Can the Southern conundrum be solved?


Transport Network outlines the conflicting ideas about how to solve the Southern conundrum.

Transport secretary Chris Grayling has strongly backed the line taken by Govia Thameslink Railway (GTR), which runs Southern services, over its attempts to change the role of conductors (guards) and bring in driver-only operation of train doors, but has criticised the company on other fronts.


As reported by Transport Network, ministers have indicated that they are in no hurry to take action over GTR’s breaches of its franchise obligations, despite appearing set to reject the company’s ‘force majeure’ - exceptional circumstances - claim.

Labour’s shadow transport secretary, Andy McDonald, has criticised this approach and repeated demands for the company to be stripped of the franchise.

Mr McDonald told Transport Network: ‘Southern passengers will be dismayed to see government ministers bending over backwards to accommodate GTR yet again.’

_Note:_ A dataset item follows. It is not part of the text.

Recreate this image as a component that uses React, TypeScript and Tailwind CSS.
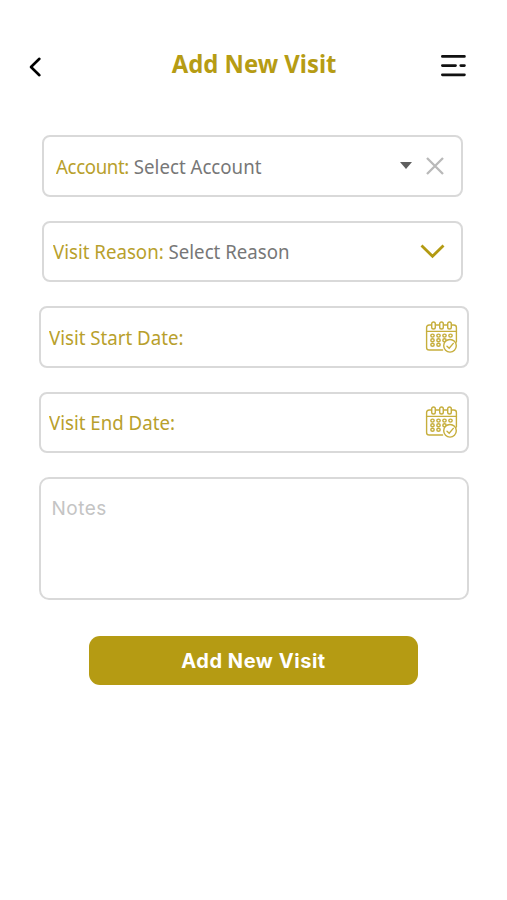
import React from "react";

const labelFont = "font-['Noto_Sans',sans-serif] text-[20.5px] leading-7 whitespace-nowrap";

function CalendarIcon() {
  const dots = [
    [7.5, 14.6], [13.5, 14.6], [19.5, 14.6], [25.5, 14.6],
    [7.5, 19.2], [13.5, 19.2], [19.5, 19.2],
    [7.5, 23.8], [13.5, 23.8],
  ];

  return (
    <svg width="33" height="33" viewBox="0 0 33 33" fill="none" stroke="#c6ae3c" strokeWidth="1.4" strokeLinecap="round">
      <path d="M6.5 4H4.2Q1.6 4 1.6 6.6V26.4Q1.6 29 4.2 29H17.6M10.5 4H14.5M18.5 4H22.5M26.5 4H28.8Q31.4 4 31.4 6.6V21" />
      <path d="M1.6 10.4H31.4" />
      {[8.5, 16.5, 24.5].map((x) => (
        <rect key={x} x={x - 1.8} y="1" width="3.6" height="7" rx="1.8" />
      ))}
      {dots.map(([x, y]) => (
        <ellipse key={`${x}-${y}`} cx={x} cy={y} rx="1.7" ry="1.5" />
      ))}
      <circle cx="25" cy="24.8" r="6.3" fill="white" />
      <path d="M22 25.2L24.2 27.2L28.3 22.4" />
    </svg>
  );
}

function DateField({ label }: { label: string }) {
  return (
    <div className="flex h-[61.5px] w-[430px] items-center justify-between rounded-lg border-2 border-[#d9d9d9] pl-[8px] pr-[9px]">
      <span className={`${labelFont} text-[#b8a02c]`}>
        <span className="inline-block origin-left scale-x-[0.91]">{label}</span>
      </span>
      <button title={label} className="mt-px">
        <CalendarIcon />
      </button>
    </div>
  );
}

export default function App() {
  return (
    <div className="flex h-[900px] w-[507px] flex-col items-center bg-white">
      {/* Header */}
      <header className="flex h-[135px] w-full items-start justify-between pl-[28px] pr-[40px]">
        <button title="Back" className="mt-[56px]">
          <svg width="14" height="22" viewBox="0 0 14 22" fill="none" stroke="black" strokeWidth="2.6" strokeLinecap="round" strokeLinejoin="round">
            <path d="M11.4 2.8L3 11L11.4 19.2" />
          </svg>
        </button>
        <h1 className="mt-[45px] ml-[27px] font-['Noto_Sans',sans-serif] text-[25.5px] font-bold leading-9 text-[#b69c14]">
          <span className="inline-block scale-x-[0.935]">Add New Visit</span>
        </h1>
        <button title="Menu" className="mt-[53px]">
          <svg width="27" height="25" viewBox="0 0 27 25" fill="none" stroke="#111" strokeWidth="2.8" strokeLinecap="round">
            <path d="M2.4 3.4H24.4M2.4 12.6H15.5M20.8 12.6H24.4M2.4 21.8H24.4" />
          </svg>
        </button>
      </header>

      <main className="flex w-full flex-col items-center">
        <div className="mr-[2px] flex h-[61.5px] w-[421px] items-center justify-between rounded-lg border-2 border-[#d9d9d9] pl-[12px] pr-[17px]">
          <span className={labelFont}>
            <span className="inline-block origin-left scale-x-[0.91] text-[#777]">
              <span className="tracking-[-0.4px] text-[#b8a02c]">Account:</span> Select Account
            </span>
          </span>
          <span className="flex items-center gap-[14px]">
            <svg width="12" height="7" viewBox="0 0 12 7" fill="#5f5f5f">
              <path d="M0 0H12L6 7Z" />
            </svg>
            <svg width="18" height="18" viewBox="0 0 18 18" stroke="#b9b9b9" strokeWidth="2.3">
              <path d="M1 1L17 17M17 1L1 17" />
            </svg>
          </span>
        </div>

        <div className="mt-6 mr-[2px] flex h-[61.5px] w-[421px] items-center justify-between rounded-lg border-2 border-[#d9d9d9] pl-[9px] pr-[16px]">
          <span className={labelFont}>
            <span className="inline-block origin-left scale-x-[0.91] text-[#777]">
              <span className="text-[#b8a02c]">Visit Reason:</span> Select Reason
            </span>
          </span>
          <svg className="mt-px" width="25" height="15" viewBox="0 0 25 15" fill="none" stroke="#b39a12" strokeWidth="2.8">
            <path d="M1.5 1.5L12.5 12.3L23.5 1.5" />
          </svg>
        </div>

        <div className="mt-6 flex flex-col gap-6">
          <DateField label="Visit Start Date:" />
          <DateField label="Visit End Date:" />
          <div className="h-[122.5px] w-[430px] rounded-[10px] border-2 border-[#d9d9d9] px-[11px] pt-[16px] font-['Inter',sans-serif] text-[19px] leading-7 tracking-[0.5px] text-[#c4c4c4]">
            Notes
          </div>
        </div>

        <button className="mt-9 h-[49px] w-[329px] rounded-[11px] bg-[#b59b13] pt-px font-['Inter',sans-serif] text-xl font-bold tracking-[0.55px] text-white">
          Add New Visit
        </button>
      </main>
    </div>
  );
}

‘Instead of ending the failing franchise and running services under public control as a public service, the Tories are backing GTR to the hilt no matter how bad their services get. Chris Grayling is protecting Southern as a point of political pride at a time when commuters and taxpayers are crying out for him to defend their interests.’

Responding to comments from rail minister Paul Maynard that he would ‘need very firm assurance that any change will result in immediate improvements for passengers’, Mr McDonald’s office suggested that ‘passengers would be enjoying an improved service by now’ had ministers responded earlier to their calls to remove the franchise.

Labour is calling for the handover of suburban lines to Transport for London (TfL) to be accelerated, which Mr Grayling has rejected, and for the public sector to ‘step in’ on the rest of the franchise.

London mayor Sadiq Khan has again repeated his call for TfL to take over Southern’s suburban routes and called for ministers to ‘get a grip’.

Strikes 'politically motivated'

Mr Grayling has described the strikes by drivers’ union ASLEF as ‘entirely politically motivated’ and hinted at new legislation to restrict future strikes.

With regard to the RMT union’s long-running dispute with GTR over the replacement of conductors with ‘on-board supervisors’, Mr Grayling pointed out this week that ‘none of their members are losing their jobs or any money. In fact, there will be more on-board supervisors available on more trains than today’.

However, at the heart of this dispute is GTR’s wish to run trains without on-board supervisors in ‘exceptional circumstances’. The company has told Transport Network that ‘exceptional circumstances’ could include the type of staff shortages that have led to delays, cancellations and the introduction of a reduced timetable.

Transport Network investigations have revealed that without staff taking overtime, GTR services are left vulnerable to disruption due to staff shortages. On top of this there is the fear from unions that removing guard operation for the doors is the first step towards job losses.

Transport Network has asked the Department for Transport (DfT) to clarify whether Mr Grayling has any power under the franchise to guarantee actual staffing levels.

Both the RMT and ASLEF have suggested that a deal reached with Scotrail, under which no train that previously had a member of staff would run without one, could provide a solution to their disputes with Southern.

New attempt at talks

Talks on Wednesday morning got off to a bad start when GTR clarified that it was meeting only representatives of ASLEF, which represents nearly 1,000 Southern drivers, at the offices of conciliation service ACAS. RMT general secretary Mick Cash claimed that he had been barred from the talks and treated with 'complete contempt'.

The company confirmed that the RMT, which represents ‘only 12 drivers’, was 'not involved' but its chief operating officer Nick Brown said the company had told Mr Cash ‘we'd be happy to meet him at ACAS later today to talk about any new proposals he has to try and end the conductors' dispute’.

He added: ‘We hope today's talks with the ASLEF leadership are productive.’

Although Southern services have been hit hard by the drivers’ strike, under the unique GTR franchise it is the DfT that loses revenue when disruption both reduces farebox income and causes GTR to pay compensation. Transport Network has reported that these losses run into tens of millions of pounds.

However, in a column for Transport Network in September, rail expert Christian Wolmar suggested that ‘this is a model that may be replicated in other parts of the network’.